In my database, Ive got a table made by a cartesian query joining the primary keys of three tables.

The three tables it connects are quite large - each about 2,000 records. The cartesian query gives me therefore a table of about 8 BILLION records. (It takes access about 20 minutes to run the query on my computer. Even when saved as a table, to jump from the top of the table to the last record takes about 6 minutes to process.)

The table alone, being three fields, all long integers, uses about 1.5 gig of memory.

All the records are needed. I will be looking them up, comparing etc. In short, this table is indispensable in my project.
Of course, it's much too big to be practical.

So my questions:
Will putting the table on SQL Server Express, as a back end, speed things up? Will access, as the front end, be able to work with it faster?
Is speed here just a sacrafice I'll have to make?
What do people with such issues normally do?

Thanks in advance...hoping someone can give me clever ideas!
 
I wonder, if the primary data is in 3 separate tables, why the need to 'copy' all the data to another table.

If there is a need, use temporary tables to hold only data necessary for the task at hand.

For example, I have a sports grounds booking system with nearly 300,000 bookings over the last 10 years. I need to do a cartesian join to check proposed new bookings for clashes with existing bookings. I run the join after selecting bookings for the dates of proposed new bookings, ie a small subset of the 300K records.

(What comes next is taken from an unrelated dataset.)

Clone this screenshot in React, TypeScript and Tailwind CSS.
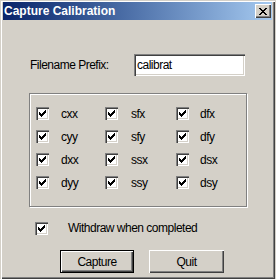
const sunken =
	"shadow-[inset_1px_1px_0_#808080,inset_2px_2px_0_#404040,inset_-1px_-1px_0_#fff,inset_-2px_-2px_0_#d4d0c8]";

function CheckBox() {
	return (
		<span className={`flex h-[13px] w-[13px] shrink-0 items-center justify-center bg-white ${sunken}`}>
			<svg width="7" height="7" viewBox="0 0 7 7" shapeRendering="crispEdges">
				<path
					d="M0 2h1v3H0zM1 3h1v3H1zM2 4h1v3H2zM3 3h1v3H3zM4 2h1v3H4zM5 1h1v3H5zM6 0h1v3H6z"
					fill="#000"
				/>
			</svg>
		</span>
	);
}

const columns = [
	{ gap: "ml-[12px]", items: ["cxx", "cyy", "dxx", "dyy"] },
	{ gap: "ml-[13px]", items: ["sfx", "sfy", "ssx", "ssy"] },
	{ gap: "ml-[11px]", items: ["dfx", "dfy", "dsx", "dsy"] }
];

export default function App() {
	return (
		<div className="h-[279px] w-[276px] bg-[#d4d0c8] font-['Liberation_Sans',Arial,sans-serif] text-[12px] tracking-[-0.5px] text-black">
			<div className="flex h-[279px] w-[275px] flex-col px-[3px] pt-[2px] shadow-[inset_1px_1px_0_#d4d0c8,inset_2px_2px_0_#fff,inset_-1px_-1px_0_#404040,inset_-2px_-2px_0_#808080]">
				{/* title bar */}
				<div className="flex h-[18px] items-center justify-between bg-gradient-to-r from-[#0a246a] to-[#a6caf0] pl-[1px] pr-[1px]">
					<span className="text-[12px] font-bold tracking-normal text-white">Capture Calibration</span>
					<button className="flex h-[14px] w-[16px] items-center justify-center bg-[#d4d0c8] shadow-[inset_1px_1px_0_#fff,inset_-1px_-1px_0_#404040,inset_-2px_-2px_0_#808080]">
						<svg width="8" height="7" viewBox="0 0 8 7" shapeRendering="crispEdges">
							<path
								d="M0 0h2v1H0zM6 0h2v1H6zM1 1h2v1H1zM5 1h2v1H5zM2 2h4v1H2zM3 3h2v1H3zM2 4h4v1H2zM1 5h2v1H1zM5 5h2v1H5zM0 6h2v1H0zM6 6h2v1H6z"
								fill="#000"
							/>
						</svg>
					</button>
				</div>

				{/* filename */}
				<div className="ml-[27px] mt-[34px] flex items-center">
					<span className="w-[104px] shrink-0 whitespace-nowrap">Filename Prefix:</span>
					<div className={`flex h-[22px] w-[111px] items-center bg-white pl-[3px] ${sunken}`}>calibrat</div>
				</div>

				{/* fields */}
				<div className="ml-[26px] mt-[17px] h-[114px] w-[218px] border border-[#808080] pl-[6px] pt-[8px] shadow-[inset_1px_1px_0_#fff,1px_1px_0_#fff]">
					<div className="grid grid-cols-[69px_71px_1fr]">
						{columns.map((col, i) => (
							<div key={i} className="flex flex-col">
								{col.items.map((name) => (
									<div key={name} className="flex h-[23px] items-center">
										<CheckBox />
										<span className={col.gap}>{name}</span>
									</div>
								))}
							</div>
						))}
					</div>
				</div>

				<div className="ml-[32px] mt-[12px] flex items-center">
					<CheckBox />
					<span className="ml-[20px]">Withdraw when completed</span>
				</div>

				<div className="ml-[57px] mt-[13px] flex gap-[15px]">
					<button className="flex h-[23px] w-[74px] items-center justify-center border border-black bg-[#d4d0c8] shadow-[inset_1px_1px_0_#fff,inset_-1px_-1px_0_#404040,inset_-2px_-2px_0_#808080]">
						Capture
					</button>
					<button className="flex h-[23px] w-[75px] items-center justify-center bg-[#d4d0c8] shadow-[inset_1px_1px_0_#fff,inset_-1px_-1px_0_#404040,inset_-2px_-2px_0_#808080]">
						Quit
					</button>
				</div>
			</div>
		</div>
	);
}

If you do go down this path, put the the temporary table in a separate db on each users C drive and to overcome any bloat, recreate the temporary db every so often. (I have it in the start up procedures to do this every month).
 
Thanks Cronk

Problem is, I need the table to be permanently there...not sure what to do about it. Anyone else got other ideas?
 
If you want sensible ideas provide the context. Many turn up here asking how to do X better, whereas quite often Y or Z are more suitable.